La date de cessation des paiements à retenir pour apprécier l'existence d'une telle faute est celle fixée par le jugement d'ouverture ou dans un jugement de report.

En l'espèce, le jugement d'ouverture, désormais irrévocable, a fixé la date de cessation des paiements 11 mars 2021, soit à la date du jugement.

L'omission fautive de déclaration de l'état de cessation des paiements dans le délai de 45 jours, ne peut dès lors être constituée.

Sur la sanction

Le défaut de tenue de comptabilité à compter du mois de 2019 et jusqu'à l'ouverture de la procédure collective et le défaut de remise de mauvaise foi des renseignements visés aux articles L.653-8 et L.622-6 du code de commerce étant établis, c'est de manière fondée que les premiers juges ont prononcé une mesure d'interdiction de gérer à Mme [P].

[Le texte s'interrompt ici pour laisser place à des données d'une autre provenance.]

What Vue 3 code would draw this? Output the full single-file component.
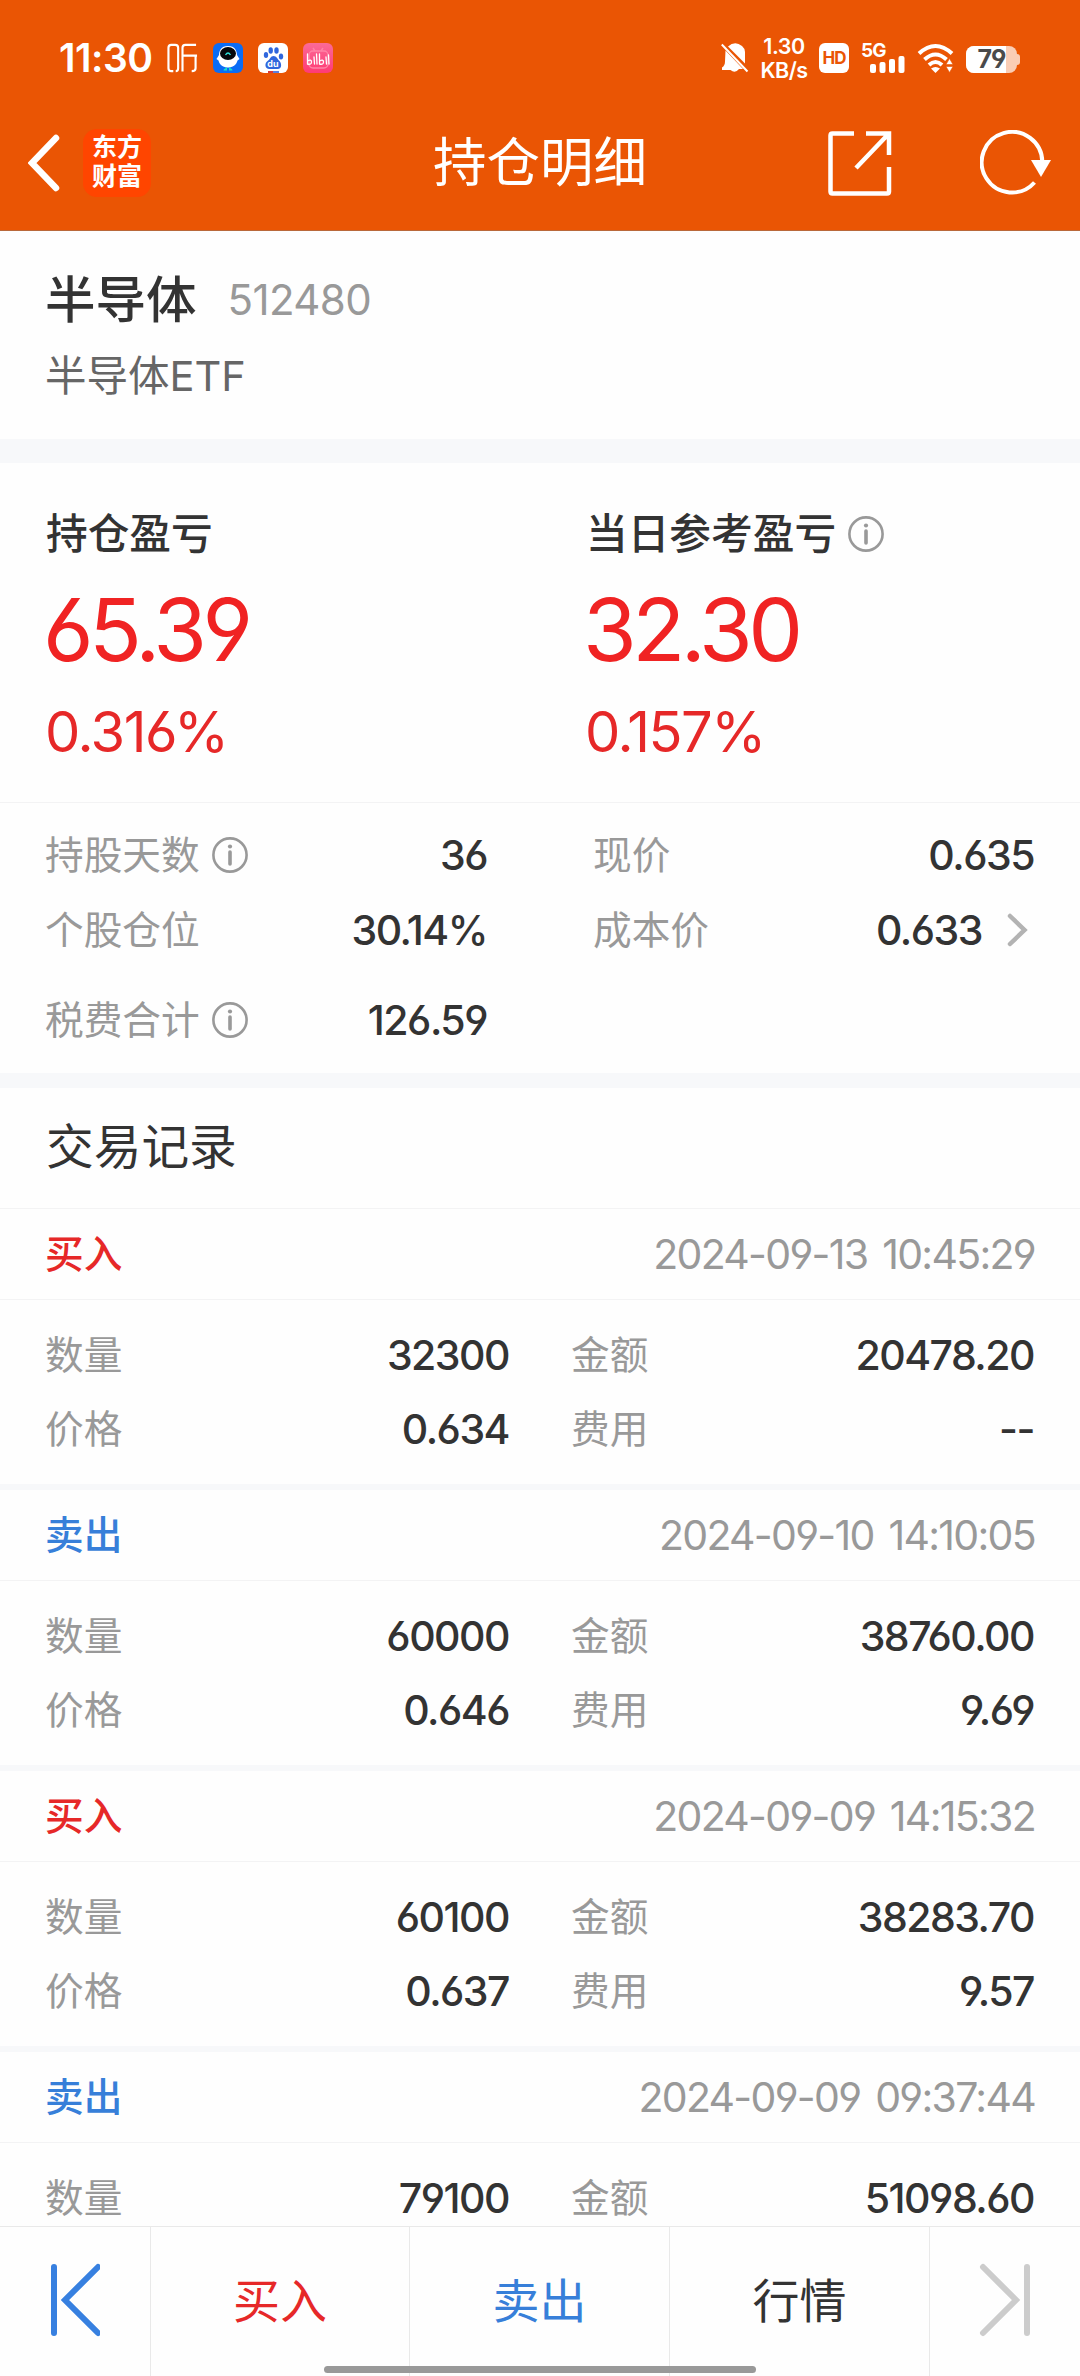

La durée et la gravité de ces fautes justifient de confirmer le jugement du tribunal de commerce de Nice en date du 16 janvier 2024, en ce qu'il a prononcé cette mesure pour 5 ans avec exécution provisoire.

Sur les demandes accessoires

Considérant la confirmation de la sanction infligée à Mme [P], le jugement du tribunal de commerce de Nice en date du 16 janvier 2024 qui a dit que les dépens seront employés en frais privilégiés de la procédure sera infirmé de ce chef et Mme [P] sera condamnée aux dépens de première instance et d'appel.

PAR CES MOTIFS

La cour, statuant publiquement, par décision réputée contradictoire, par mise à disposition au greffe,

Confirme en toutes ses dispositions le jugement rendu le 16 janvier 2024 par le tribunal de commerce de Nice, sauf en ce qu'il a dit que les dépens de première instance dépens seront employés en frais privilégiés de la procédure ;

Statuant du chef d'infirmation et y ajoutant,

Déboute Mme [L] [N] épouse [P] de l'ensemble de ses demandes ;

Condamne Mme [L] [N] épouse [P] aux dépens de première instance et d'appel.